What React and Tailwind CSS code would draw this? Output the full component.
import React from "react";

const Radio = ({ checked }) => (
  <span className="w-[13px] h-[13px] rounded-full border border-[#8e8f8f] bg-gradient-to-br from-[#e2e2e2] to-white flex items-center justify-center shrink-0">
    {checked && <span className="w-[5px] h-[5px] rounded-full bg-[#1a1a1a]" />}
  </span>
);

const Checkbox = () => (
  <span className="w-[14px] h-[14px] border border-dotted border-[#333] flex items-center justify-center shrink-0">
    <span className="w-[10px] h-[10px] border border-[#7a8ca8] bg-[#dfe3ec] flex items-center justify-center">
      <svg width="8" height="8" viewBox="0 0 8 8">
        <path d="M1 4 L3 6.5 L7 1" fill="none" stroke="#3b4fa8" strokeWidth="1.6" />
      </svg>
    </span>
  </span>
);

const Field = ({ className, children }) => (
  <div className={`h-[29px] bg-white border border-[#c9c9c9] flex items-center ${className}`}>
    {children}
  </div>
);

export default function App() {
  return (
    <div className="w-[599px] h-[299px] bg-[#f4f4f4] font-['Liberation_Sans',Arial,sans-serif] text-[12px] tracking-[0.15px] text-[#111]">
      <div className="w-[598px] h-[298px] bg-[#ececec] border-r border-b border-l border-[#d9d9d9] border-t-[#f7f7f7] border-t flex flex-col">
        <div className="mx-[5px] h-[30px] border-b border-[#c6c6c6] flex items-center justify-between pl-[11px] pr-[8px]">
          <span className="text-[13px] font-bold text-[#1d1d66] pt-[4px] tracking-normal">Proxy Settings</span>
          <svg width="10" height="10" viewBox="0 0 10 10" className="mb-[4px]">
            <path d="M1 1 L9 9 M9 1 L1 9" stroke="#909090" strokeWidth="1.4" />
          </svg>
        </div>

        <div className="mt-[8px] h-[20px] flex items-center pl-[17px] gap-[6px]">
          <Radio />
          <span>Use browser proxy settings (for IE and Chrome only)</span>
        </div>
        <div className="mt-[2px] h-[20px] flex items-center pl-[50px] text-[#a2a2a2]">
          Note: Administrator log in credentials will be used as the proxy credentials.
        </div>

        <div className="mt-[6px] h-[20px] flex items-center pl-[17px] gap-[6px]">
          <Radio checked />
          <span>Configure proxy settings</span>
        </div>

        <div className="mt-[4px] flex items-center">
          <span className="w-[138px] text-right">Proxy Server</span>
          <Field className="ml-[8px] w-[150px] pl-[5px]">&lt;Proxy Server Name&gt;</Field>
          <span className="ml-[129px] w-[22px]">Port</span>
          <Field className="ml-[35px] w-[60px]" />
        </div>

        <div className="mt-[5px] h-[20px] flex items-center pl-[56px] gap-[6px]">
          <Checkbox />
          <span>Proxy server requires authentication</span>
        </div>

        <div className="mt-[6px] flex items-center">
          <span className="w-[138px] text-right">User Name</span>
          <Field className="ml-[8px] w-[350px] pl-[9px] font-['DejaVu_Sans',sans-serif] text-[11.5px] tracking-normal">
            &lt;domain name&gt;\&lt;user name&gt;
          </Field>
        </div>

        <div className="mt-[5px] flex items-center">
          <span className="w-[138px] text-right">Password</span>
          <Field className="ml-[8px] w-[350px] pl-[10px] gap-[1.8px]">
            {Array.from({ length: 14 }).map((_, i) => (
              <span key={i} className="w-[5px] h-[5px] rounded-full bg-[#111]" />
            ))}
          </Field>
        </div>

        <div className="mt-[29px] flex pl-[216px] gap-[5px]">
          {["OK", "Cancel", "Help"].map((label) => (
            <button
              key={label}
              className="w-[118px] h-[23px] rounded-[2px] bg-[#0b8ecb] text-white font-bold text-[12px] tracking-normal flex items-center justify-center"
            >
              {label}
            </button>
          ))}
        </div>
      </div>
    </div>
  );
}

...

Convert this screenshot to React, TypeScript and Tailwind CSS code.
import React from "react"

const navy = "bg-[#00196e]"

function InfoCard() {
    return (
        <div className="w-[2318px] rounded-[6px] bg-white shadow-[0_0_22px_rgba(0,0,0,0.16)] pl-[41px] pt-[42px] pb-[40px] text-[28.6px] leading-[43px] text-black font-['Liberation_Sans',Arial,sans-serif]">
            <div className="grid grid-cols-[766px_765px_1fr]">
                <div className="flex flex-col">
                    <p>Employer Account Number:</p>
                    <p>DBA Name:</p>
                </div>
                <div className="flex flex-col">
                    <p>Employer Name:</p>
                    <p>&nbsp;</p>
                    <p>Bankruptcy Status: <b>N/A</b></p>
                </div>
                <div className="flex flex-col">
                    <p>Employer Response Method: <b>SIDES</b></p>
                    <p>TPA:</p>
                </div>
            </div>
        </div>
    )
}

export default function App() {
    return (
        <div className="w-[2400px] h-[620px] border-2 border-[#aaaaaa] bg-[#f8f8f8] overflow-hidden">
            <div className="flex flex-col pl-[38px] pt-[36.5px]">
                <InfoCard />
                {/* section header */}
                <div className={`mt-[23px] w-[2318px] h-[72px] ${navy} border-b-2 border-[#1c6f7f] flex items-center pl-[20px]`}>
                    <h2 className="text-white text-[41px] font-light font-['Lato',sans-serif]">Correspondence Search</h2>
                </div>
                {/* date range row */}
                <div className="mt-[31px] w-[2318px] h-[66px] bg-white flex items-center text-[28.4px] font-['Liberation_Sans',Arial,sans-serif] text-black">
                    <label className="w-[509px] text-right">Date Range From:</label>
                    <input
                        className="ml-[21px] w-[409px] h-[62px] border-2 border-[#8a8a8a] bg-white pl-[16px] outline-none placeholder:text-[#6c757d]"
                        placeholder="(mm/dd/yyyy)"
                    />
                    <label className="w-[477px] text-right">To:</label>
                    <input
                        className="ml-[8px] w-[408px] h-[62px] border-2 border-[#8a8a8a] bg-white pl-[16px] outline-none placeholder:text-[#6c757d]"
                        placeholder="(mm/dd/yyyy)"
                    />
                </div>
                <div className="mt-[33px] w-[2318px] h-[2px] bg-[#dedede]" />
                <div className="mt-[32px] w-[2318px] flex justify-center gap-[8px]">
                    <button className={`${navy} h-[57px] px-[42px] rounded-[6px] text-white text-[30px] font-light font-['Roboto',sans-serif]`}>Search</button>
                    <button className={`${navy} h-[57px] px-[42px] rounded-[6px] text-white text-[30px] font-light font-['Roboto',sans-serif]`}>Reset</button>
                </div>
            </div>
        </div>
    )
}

==

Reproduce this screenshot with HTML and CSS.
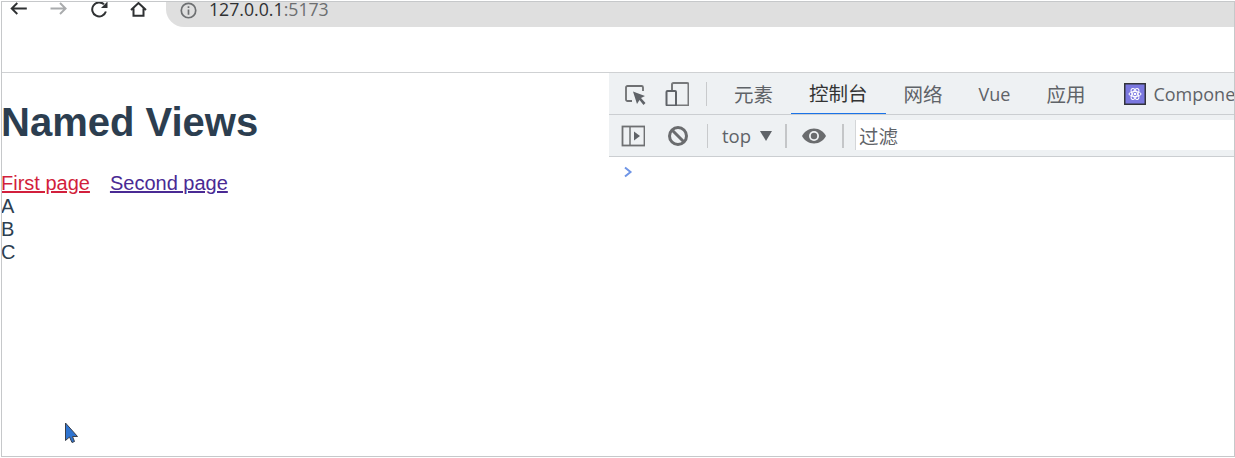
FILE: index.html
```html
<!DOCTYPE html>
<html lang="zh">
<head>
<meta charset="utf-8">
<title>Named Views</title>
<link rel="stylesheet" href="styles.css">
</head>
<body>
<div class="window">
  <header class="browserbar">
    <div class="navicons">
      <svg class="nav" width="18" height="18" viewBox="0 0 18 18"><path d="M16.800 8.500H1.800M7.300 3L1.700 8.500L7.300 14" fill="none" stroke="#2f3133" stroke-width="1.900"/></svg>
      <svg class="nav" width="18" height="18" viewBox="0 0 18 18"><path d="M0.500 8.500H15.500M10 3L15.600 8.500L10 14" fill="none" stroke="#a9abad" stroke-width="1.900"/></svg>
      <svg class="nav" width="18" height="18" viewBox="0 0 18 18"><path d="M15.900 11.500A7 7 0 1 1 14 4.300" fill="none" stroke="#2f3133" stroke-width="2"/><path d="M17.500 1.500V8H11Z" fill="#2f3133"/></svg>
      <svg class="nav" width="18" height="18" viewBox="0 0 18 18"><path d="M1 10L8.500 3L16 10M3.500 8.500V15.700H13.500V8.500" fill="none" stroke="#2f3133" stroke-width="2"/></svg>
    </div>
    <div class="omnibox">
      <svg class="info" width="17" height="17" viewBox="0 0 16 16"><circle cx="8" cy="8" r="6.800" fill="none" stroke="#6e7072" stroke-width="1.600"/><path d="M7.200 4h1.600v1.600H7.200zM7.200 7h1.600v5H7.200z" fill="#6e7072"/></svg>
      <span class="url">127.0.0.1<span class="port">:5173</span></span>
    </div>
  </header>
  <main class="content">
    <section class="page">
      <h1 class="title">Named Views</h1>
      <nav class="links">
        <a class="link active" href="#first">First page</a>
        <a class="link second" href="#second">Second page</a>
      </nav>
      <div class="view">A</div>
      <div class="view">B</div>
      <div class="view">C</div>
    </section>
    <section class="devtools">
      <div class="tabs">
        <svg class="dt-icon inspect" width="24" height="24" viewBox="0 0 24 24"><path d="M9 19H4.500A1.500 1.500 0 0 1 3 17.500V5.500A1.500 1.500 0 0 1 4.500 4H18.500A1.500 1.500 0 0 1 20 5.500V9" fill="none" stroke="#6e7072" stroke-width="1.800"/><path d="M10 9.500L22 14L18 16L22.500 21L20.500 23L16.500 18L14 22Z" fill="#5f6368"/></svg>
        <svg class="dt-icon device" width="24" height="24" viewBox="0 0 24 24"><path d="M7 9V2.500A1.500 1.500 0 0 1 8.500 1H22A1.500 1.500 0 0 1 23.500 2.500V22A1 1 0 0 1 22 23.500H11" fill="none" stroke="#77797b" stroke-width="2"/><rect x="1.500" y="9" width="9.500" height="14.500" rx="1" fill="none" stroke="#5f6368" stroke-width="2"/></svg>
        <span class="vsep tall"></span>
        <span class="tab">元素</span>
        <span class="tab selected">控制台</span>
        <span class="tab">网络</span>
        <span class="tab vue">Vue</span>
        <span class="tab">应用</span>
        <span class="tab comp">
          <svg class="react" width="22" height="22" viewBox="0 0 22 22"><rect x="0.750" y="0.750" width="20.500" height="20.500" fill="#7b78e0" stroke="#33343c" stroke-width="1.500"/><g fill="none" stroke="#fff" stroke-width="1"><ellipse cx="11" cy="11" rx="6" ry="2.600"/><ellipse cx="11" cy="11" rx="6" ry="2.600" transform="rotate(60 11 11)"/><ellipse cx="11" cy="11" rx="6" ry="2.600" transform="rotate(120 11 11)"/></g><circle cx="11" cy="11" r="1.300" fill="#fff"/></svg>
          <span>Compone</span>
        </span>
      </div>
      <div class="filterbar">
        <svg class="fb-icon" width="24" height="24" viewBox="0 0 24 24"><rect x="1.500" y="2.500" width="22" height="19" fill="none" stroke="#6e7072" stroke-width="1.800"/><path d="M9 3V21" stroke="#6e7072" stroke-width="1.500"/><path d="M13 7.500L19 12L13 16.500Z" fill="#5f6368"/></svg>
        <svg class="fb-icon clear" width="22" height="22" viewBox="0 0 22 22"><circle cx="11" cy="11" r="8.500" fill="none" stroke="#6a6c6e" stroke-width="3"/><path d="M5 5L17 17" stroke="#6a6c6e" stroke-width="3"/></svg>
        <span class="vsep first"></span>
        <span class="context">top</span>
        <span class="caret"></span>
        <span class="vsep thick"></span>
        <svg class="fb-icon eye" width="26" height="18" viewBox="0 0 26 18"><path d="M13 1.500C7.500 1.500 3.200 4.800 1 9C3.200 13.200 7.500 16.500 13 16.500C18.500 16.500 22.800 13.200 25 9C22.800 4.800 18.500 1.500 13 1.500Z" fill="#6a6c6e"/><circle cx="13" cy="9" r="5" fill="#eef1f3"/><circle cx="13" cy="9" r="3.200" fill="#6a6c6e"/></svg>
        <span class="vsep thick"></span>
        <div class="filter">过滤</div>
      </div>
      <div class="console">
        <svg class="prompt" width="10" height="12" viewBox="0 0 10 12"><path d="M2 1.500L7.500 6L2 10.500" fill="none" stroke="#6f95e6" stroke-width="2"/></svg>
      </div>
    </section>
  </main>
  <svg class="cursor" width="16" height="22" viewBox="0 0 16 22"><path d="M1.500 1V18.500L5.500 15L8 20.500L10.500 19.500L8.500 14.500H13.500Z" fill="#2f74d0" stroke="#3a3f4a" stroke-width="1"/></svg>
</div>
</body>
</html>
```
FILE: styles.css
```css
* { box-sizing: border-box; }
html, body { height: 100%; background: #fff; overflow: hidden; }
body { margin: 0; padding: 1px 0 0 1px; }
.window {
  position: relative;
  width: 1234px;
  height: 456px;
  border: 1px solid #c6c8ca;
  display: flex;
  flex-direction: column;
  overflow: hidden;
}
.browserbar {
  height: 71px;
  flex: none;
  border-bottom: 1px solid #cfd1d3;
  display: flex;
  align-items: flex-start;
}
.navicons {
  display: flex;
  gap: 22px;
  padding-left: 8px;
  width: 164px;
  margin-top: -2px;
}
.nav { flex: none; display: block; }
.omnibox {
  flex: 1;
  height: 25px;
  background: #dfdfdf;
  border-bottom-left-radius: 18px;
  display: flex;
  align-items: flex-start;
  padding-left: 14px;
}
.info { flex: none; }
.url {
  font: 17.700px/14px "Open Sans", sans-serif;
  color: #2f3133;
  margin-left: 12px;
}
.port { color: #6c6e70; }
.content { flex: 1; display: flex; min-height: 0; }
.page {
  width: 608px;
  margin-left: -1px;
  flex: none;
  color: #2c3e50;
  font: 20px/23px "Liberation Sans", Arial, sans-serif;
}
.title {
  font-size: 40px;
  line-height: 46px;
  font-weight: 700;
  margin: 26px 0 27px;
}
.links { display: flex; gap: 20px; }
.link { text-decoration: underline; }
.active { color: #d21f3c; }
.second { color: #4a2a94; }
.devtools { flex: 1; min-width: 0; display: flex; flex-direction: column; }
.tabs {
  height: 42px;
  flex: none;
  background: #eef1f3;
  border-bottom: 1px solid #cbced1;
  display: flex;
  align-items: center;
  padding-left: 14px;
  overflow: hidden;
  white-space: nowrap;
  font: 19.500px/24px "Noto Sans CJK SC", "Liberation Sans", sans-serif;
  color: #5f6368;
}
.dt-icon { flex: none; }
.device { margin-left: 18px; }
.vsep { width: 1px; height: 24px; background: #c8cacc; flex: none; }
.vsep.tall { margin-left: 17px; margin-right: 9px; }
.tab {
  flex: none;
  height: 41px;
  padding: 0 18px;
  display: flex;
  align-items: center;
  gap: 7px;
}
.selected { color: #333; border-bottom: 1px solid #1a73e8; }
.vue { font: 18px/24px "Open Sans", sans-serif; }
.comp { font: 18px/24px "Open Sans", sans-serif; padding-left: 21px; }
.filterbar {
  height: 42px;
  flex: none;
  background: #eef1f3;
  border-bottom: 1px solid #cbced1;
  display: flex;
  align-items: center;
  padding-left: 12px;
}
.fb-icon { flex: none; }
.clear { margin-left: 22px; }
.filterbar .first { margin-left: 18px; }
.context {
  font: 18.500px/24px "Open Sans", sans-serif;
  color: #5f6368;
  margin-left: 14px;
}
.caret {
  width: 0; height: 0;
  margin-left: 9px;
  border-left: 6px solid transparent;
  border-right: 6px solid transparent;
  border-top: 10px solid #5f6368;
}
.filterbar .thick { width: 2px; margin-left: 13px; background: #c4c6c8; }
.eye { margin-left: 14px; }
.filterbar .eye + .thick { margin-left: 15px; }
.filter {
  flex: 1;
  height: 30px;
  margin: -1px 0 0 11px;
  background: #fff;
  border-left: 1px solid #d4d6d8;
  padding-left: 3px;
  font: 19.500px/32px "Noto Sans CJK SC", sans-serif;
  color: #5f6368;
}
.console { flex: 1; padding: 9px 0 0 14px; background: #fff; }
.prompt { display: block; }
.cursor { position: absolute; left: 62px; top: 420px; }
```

- **Problem**
Say how many lines of the data include the string "this". Nothing other than the number should be given.

- **Expected output**
3